To continue our ongoing battle with Belgrade liking us or not, the next day we attempted to go to the Nikola Tesla museum, who, depending on who you ask, is the next most famous Serb. The contention comes from whether he was Serbian or Croatian. Something I couldn’t weigh in on even if I wanted to, as we couldn’t get into the museum as it was “full until 2 pm,” which was when we were booked onto a craft beer tour. Now, this tour was up there in terms of weird tours. Our guide arrived and said we were the only ones booked on, but he hadn’t mentioned this or tried to add more people, as he sometimes likes smaller tours. It started promisingly in terms of information about the city when he added some more depth to the ongoing protests, but quickly became strange when we arrived at the first pub. On similar tours we’d done, like the food tour in Sofia, we were given suggestions or something specific from a place. On this tour, we visited 4 pubs (all of which were fairly easy to find) and were told “get what you want” with little to no additional information when we asked for suggestions. Oh, and we appeared to be paying for his drinks and left a tip at the end. The guide was interesting on paper (an American who moved to Serbia to teach English and appeared to be well-travelled), but didn’t seem to elaborate or even engage in any of our stories and questions. This man has somehow managed to have a side hustle of visiting his favourite bars and having strangers pay for his drinks. Great work if you can get it.
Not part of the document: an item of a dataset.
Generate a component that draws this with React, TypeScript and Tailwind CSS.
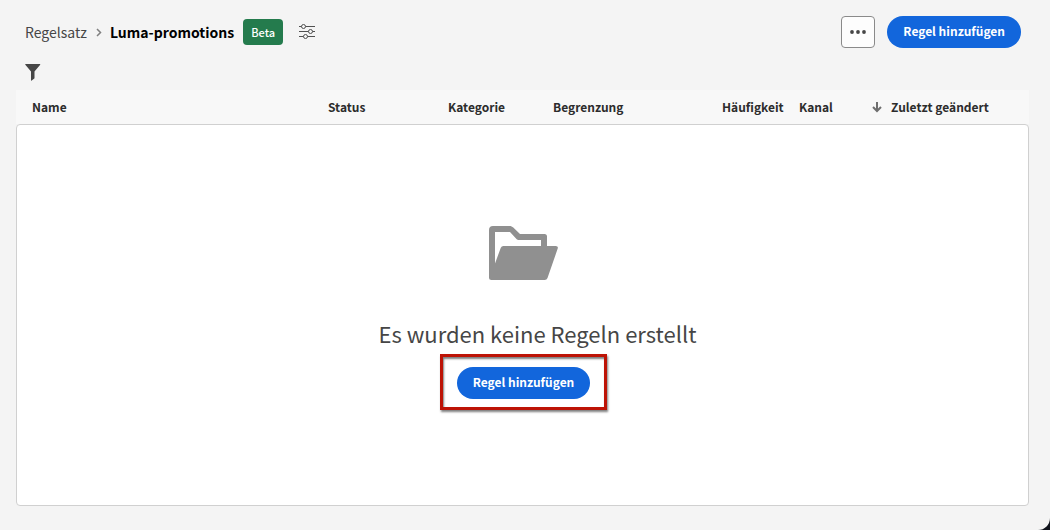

Our final day in Belgrade saw us visiting some more galleries, enjoying some quiet time reading in the park and visiting th’Museum of Illusions’ before catching the overnight train to Bar in Montenegro. I’ll save that for the next update. We really tried to like Belgrade. Be it the fact that it was 30c plus the whole time or that it was the biggest and busiest city we’d been in for a while, but we just didn’t gel. We were looking forward to some quiet time by the sea in Montenegro.